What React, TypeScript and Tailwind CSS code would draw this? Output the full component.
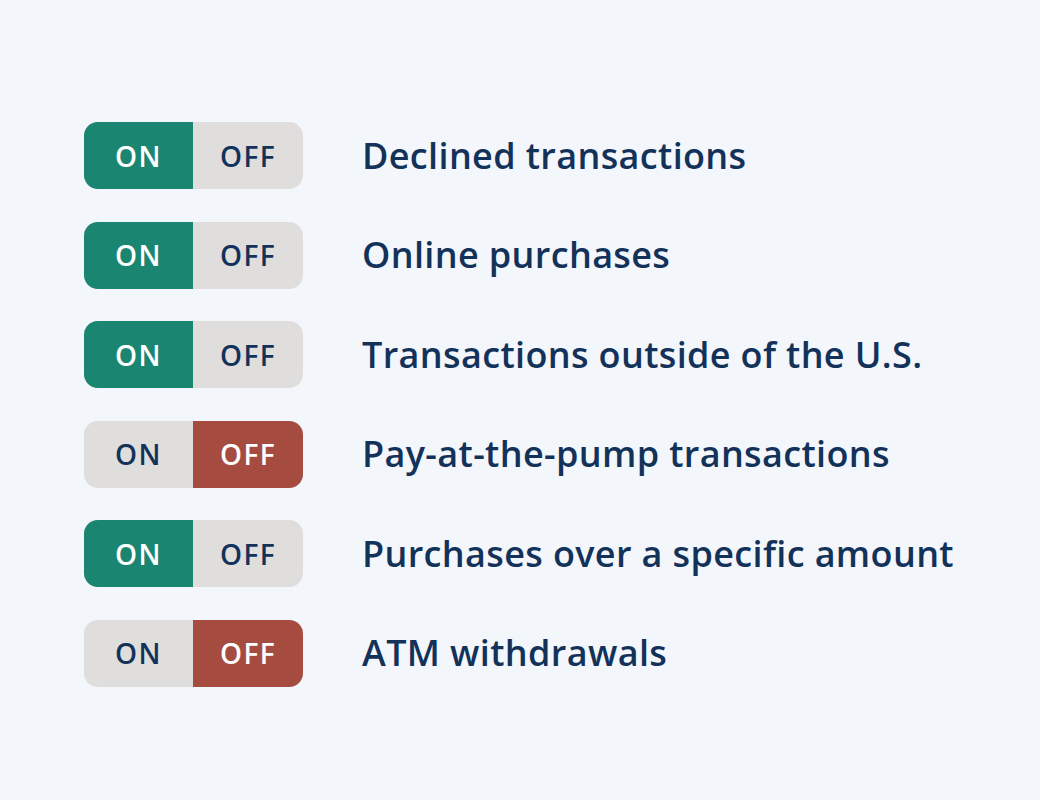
import React from "react";

const rows = [
  { label: "Declined transactions", on: true },
  { label: "Online purchases", on: true },
  { label: "Transactions outside of the U.S.", on: true },
  { label: "Pay-at-the-pump transactions", on: false },
  { label: "Purchases over a specific amount", on: true },
  { label: "ATM withdrawals", on: false },
];

const Toggle = ({ on }: { on: boolean }) => {
  return (
    <div className="flex h-[67px] w-[219px] overflow-hidden rounded-[14px] bg-[#dfdedd] text-[28px] font-semibold tracking-[0.05em]">
      <div
        className={
          on
            ? "flex w-[109px] items-center justify-center bg-[#1a8672] text-white"
            : "flex w-[109px] items-center justify-center text-[#13325a]"
        }
      >
        ON
      </div>
      <div
        className={
          on
            ? "flex flex-1 items-center justify-center text-[#13325a]"
            : "flex flex-1 items-center justify-center bg-[#a64b40] text-white"
        }
      >
        OFF
      </div>
    </div>
  );
};

export default function App() {
  return (
    <div
      className="min-h-[800px] w-full bg-[#f3f6fb] pl-[84px] pt-[122px]"
      style={{ fontFamily: "'Open Sans', Lato, sans-serif" }}
    >
      <div className="flex flex-col gap-[32.6px]">
        {rows.map((row, index) => (
          <div key={index} className="flex items-center gap-[59px]">
            <Toggle on={row.on} />
            <span className="text-[36px] font-semibold tracking-[0.01em] text-[#13325a]">
              {row.label}
            </span>
          </div>
        ))}
      </div>
    </div>
  );
}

::::::::::

Repeat the data above exactly, but not the pictures.

What React, TypeScript and Tailwind CSS code would draw this? Output the full component.
import React from "react";

const rows = [
  { label: "Declined transactions", on: true },
  { label: "Online purchases", on: true },
  { label: "Transactions outside of the U.S.", on: true },
  { label: "Pay-at-the-pump transactions", on: false },
  { label: "Purchases over a specific amount", on: true },
  { label: "ATM withdrawals", on: false },
];

const Toggle = ({ on }: { on: boolean }) => {
  return (
    <div className="flex h-[67px] w-[219px] overflow-hidden rounded-[14px] bg-[#dfdedd] text-[28px] font-semibold tracking-[0.05em]">
      <div
        className={
          on
            ? "flex w-[109px] items-center justify-center bg-[#1a8672] text-white"
            : "flex w-[109px] items-center justify-center text-[#13325a]"
        }
      >
        ON
      </div>
      <div
        className={
          on
            ? "flex flex-1 items-center justify-center text-[#13325a]"
            : "flex flex-1 items-center justify-center bg-[#a64b40] text-white"
        }
      >
        OFF
      </div>
    </div>
  );
};

export default function App() {
  return (
    <div
      className="min-h-[800px] w-full bg-[#f3f6fb] pl-[84px] pt-[122px]"
      style={{ fontFamily: "'Open Sans', Lato, sans-serif" }}
    >
      <div className="flex flex-col gap-[32.6px]">
        {rows.map((row, index) => (
          <div key={index} className="flex items-center gap-[59px]">
            <Toggle on={row.on} />
            <span className="text-[36px] font-semibold tracking-[0.01em] text-[#13325a]">
              {row.label}
            </span>
          </div>
        ))}
      </div>
    </div>
  );
}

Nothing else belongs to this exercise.